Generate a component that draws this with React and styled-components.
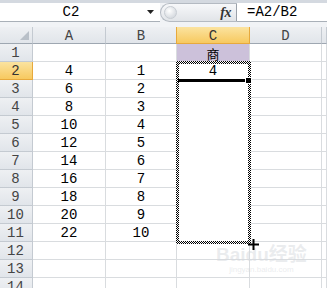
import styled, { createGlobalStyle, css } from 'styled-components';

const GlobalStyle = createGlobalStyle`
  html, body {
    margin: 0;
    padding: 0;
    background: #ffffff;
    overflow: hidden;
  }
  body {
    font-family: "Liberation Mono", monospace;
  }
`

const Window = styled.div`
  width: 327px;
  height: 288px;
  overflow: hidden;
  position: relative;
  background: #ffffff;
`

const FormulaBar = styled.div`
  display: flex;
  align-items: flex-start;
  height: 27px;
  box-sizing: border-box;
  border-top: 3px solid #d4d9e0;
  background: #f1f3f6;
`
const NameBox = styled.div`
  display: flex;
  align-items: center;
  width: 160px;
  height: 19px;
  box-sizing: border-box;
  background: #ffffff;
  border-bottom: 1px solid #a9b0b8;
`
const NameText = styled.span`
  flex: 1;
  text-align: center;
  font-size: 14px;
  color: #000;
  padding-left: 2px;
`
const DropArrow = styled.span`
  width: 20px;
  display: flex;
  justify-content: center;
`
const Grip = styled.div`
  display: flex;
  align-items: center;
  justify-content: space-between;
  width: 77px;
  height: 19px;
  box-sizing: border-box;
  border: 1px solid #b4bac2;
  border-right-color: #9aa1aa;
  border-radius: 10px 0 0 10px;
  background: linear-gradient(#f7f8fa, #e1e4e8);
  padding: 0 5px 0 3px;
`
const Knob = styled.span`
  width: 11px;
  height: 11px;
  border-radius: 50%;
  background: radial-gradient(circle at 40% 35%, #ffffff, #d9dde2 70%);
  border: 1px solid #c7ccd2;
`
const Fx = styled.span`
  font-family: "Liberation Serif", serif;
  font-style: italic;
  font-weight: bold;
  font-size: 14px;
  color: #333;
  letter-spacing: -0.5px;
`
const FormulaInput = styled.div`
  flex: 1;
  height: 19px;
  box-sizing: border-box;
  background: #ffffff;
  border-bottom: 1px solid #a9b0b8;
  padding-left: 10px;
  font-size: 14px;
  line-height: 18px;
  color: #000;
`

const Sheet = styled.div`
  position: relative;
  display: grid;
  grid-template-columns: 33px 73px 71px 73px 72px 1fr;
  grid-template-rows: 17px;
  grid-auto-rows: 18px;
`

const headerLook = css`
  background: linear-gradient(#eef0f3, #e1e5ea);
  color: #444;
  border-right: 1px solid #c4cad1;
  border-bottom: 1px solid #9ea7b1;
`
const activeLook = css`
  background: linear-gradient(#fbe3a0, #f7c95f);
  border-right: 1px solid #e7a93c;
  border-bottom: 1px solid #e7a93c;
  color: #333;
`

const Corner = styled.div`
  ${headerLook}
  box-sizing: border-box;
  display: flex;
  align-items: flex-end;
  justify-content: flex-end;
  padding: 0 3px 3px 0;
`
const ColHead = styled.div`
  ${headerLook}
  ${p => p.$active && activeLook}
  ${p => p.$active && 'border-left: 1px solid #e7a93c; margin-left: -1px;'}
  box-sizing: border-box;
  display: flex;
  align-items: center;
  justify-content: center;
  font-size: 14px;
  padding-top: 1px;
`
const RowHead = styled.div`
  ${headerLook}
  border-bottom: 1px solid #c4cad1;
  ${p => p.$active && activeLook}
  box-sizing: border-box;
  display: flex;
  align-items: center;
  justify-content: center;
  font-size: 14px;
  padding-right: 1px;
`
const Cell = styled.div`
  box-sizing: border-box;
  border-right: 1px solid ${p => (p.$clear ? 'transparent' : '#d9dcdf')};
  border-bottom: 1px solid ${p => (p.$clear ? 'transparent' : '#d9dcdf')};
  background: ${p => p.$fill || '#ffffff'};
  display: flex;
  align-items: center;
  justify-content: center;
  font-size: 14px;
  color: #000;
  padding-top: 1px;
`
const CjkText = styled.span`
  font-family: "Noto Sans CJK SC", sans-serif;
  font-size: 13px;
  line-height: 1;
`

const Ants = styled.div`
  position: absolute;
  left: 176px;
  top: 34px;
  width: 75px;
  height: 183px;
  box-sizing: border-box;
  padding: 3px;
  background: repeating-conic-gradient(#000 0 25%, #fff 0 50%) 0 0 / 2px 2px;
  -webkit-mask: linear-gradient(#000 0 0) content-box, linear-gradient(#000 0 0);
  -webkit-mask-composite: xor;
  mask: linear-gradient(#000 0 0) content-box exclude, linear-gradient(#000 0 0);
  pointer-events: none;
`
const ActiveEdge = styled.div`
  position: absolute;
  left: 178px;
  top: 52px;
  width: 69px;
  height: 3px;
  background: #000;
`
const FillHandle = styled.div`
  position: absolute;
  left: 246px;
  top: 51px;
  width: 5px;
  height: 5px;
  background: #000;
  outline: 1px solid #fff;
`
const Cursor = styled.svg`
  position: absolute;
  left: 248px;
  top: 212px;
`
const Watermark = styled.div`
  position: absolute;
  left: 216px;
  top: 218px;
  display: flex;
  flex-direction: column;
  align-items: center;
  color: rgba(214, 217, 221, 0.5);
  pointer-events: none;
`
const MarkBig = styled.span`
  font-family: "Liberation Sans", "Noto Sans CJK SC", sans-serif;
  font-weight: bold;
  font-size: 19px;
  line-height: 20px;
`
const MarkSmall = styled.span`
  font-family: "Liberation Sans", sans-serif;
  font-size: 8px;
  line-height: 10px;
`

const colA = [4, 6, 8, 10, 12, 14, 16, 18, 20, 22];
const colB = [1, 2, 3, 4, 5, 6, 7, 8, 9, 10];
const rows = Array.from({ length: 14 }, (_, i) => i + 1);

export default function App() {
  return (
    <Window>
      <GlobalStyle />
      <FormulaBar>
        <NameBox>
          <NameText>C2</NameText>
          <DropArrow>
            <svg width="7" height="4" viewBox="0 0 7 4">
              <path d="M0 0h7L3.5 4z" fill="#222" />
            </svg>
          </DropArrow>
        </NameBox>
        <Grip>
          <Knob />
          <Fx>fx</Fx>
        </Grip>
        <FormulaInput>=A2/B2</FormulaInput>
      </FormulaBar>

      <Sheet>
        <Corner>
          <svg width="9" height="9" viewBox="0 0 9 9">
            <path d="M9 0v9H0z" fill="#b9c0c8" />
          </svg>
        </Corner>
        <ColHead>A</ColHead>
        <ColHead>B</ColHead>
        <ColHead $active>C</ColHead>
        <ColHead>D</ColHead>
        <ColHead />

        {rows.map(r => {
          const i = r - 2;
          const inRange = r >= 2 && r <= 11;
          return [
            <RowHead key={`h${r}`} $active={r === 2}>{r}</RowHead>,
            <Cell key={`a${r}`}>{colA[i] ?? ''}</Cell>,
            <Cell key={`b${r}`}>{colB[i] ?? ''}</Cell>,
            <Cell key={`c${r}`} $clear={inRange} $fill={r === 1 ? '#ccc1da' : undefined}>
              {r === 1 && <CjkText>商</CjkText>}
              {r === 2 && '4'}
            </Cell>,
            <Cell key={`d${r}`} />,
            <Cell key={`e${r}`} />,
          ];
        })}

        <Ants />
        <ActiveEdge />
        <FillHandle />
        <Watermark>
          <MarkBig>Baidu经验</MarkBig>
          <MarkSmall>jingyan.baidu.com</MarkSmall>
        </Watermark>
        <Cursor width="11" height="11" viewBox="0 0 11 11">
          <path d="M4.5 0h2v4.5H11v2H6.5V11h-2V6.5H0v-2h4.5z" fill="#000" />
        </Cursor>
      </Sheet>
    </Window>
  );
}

= = = = =

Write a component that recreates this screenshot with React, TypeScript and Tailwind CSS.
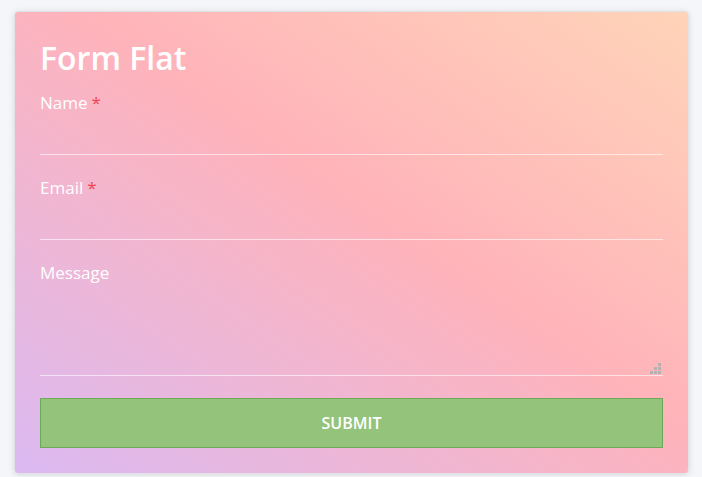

= = = = =

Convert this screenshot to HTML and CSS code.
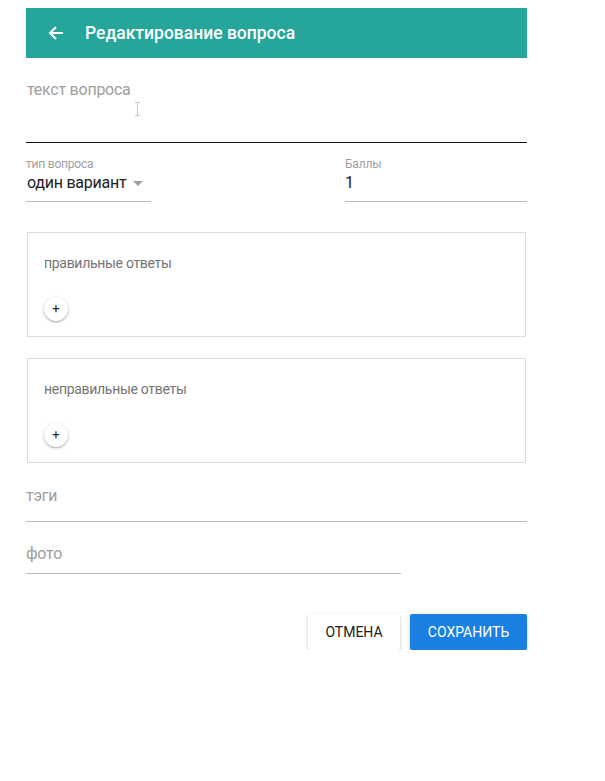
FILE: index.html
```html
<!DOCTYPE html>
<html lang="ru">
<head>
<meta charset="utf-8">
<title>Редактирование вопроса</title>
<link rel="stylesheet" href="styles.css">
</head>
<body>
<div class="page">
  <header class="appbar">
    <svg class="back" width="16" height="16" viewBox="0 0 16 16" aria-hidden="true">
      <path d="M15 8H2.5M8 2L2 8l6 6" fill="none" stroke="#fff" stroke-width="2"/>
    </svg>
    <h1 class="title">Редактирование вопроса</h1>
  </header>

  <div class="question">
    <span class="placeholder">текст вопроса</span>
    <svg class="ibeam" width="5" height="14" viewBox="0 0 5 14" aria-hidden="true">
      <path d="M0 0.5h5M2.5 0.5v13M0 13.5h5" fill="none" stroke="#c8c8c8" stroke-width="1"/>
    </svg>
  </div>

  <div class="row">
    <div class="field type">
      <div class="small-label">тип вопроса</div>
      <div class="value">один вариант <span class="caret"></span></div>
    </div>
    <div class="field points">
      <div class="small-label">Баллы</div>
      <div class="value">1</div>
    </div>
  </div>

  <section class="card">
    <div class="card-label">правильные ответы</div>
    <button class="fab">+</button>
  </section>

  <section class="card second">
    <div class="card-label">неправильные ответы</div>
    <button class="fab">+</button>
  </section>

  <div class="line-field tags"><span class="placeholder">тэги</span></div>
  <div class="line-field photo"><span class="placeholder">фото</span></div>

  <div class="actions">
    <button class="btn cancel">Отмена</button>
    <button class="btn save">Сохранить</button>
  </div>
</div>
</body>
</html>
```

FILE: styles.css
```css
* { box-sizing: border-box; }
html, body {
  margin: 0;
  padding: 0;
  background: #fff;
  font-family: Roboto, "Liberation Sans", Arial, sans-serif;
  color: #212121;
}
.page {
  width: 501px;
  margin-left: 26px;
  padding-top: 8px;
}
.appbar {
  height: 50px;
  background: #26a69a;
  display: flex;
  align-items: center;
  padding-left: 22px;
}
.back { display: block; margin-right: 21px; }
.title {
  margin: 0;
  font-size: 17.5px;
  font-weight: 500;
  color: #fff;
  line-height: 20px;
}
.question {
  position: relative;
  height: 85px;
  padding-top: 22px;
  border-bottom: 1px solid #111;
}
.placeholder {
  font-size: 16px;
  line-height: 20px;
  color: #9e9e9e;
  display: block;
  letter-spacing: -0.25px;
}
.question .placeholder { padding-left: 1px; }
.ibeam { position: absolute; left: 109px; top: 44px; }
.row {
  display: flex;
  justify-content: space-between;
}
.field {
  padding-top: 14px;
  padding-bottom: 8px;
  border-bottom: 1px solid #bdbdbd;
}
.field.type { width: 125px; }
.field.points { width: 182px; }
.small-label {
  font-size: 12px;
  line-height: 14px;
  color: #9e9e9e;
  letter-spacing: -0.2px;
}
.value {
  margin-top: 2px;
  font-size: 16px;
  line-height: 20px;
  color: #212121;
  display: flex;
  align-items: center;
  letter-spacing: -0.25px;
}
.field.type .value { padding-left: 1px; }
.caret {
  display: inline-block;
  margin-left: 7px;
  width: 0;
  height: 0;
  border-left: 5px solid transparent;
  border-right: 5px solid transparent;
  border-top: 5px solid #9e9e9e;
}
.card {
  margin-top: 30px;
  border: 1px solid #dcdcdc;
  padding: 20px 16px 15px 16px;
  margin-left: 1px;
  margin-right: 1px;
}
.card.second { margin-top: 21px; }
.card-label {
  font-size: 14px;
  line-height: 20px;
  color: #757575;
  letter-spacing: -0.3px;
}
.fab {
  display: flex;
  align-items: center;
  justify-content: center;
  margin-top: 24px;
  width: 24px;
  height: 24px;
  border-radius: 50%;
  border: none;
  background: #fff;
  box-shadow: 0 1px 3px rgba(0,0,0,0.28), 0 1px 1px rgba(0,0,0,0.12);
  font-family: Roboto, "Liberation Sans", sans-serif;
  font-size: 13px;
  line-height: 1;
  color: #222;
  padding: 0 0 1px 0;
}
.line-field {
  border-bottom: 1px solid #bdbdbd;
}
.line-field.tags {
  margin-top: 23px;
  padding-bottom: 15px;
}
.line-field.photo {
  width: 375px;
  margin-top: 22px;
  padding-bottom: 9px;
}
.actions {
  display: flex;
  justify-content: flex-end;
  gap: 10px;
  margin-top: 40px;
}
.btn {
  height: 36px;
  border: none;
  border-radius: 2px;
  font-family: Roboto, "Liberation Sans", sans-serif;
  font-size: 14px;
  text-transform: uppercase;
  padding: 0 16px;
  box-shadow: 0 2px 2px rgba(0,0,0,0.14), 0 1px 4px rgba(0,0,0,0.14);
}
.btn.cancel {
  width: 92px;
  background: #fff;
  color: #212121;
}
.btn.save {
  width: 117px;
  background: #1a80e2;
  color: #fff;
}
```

= = = = =

Go through the listing above and return every line where the word "React" occurs.

Generate a component that draws this with React and styled-components.
Write a component that recreates this screenshot with React, TypeScript and Tailwind CSS.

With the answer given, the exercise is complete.